Phish food

I sometimes wonder if Google shouldn't have a big button in the middle of their homepage that reads:

Or perhaps they already do. To judge by some of the mail that we get, I can't rule out the possibility.

Today's rocket scientist used our mail form to send a one line message that read:

can not get on search and win it says it has problums

A little investigation revealed that before sending this, the sender had breezed past an entire page of Google search results (with the website that he was actually looking for prominently displayed in first, second and third position) and picked the link to a page on our site from half-way down the second page. He then successfully ignored all the text on the page that might have told him he was not in the right place, and lunged straight for the link marked with a little envelope icon so that he could ignore a final pop-up warning message and triumphantly send his message to the wrong place.

I know, I've bitched about this before, and it's getting old. But believe me, this happens twice a week most weeks. Yesterday, I had someone mailing me asking for a copy of an invoice. Two days before that someone wanted a commemorative plaque.

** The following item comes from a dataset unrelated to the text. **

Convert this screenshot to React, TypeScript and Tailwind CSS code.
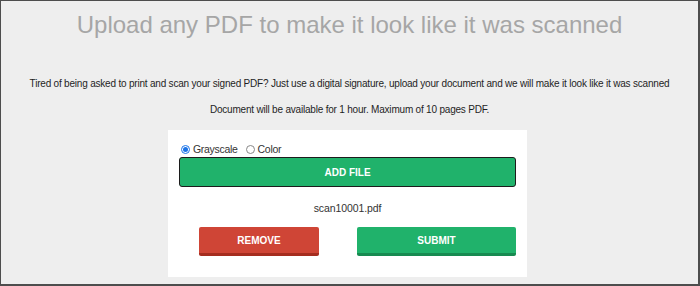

In the early days, I used to helpfully explain that they had the wrong website and even try to point them in the right direction. Now, I just ignore them.

I don't bring this up simply to vent. There's a point to this, which is that many, many people simply do not understand the World Wide Web. If someone can blaze through a page and a half of search results and unerringly pick the wrong place to send his message, that person is a prime candidate for getting phished. He has no idea what website he's on, he has no idea what the site he's looking for looks like, and it's a safe bet that he can't recognize an insecure connection or a suspicious URL. His misdirected message is good reason to think that he completely lacks the basic 'street smarts' necessary to use the Internet safely.

Spam feeds on stupidity. If you think that sending $60 to some con artist will make your penis bigger, you're stupid. If you think that buying a piece of paper that says you have a PhD from a “prestigious, non-accredited university” will make you look good at your next job interview, you're stupid. If you think that a penny stock is a good buy because a total stranger mailed you out of the blue to recommend it, you're stupid. And if you think that someone in China is really going to sell you an iPhone for half price or that Prince Paul Demango of Nigeria really has forty-five million dollars to share with you, you are dumber than a box of rocks. But there are people who believe all these things, and the proof of that is the unending torrent of spam in your inbox every day.

The trouble is that stupid people keep spammers in business. Each time some half-wit buys a bottle of sugar pills, answers a message from “Natasha” or signs up for “World Casino”, the spammers get proof that spam works. And then we all have ‘problums’.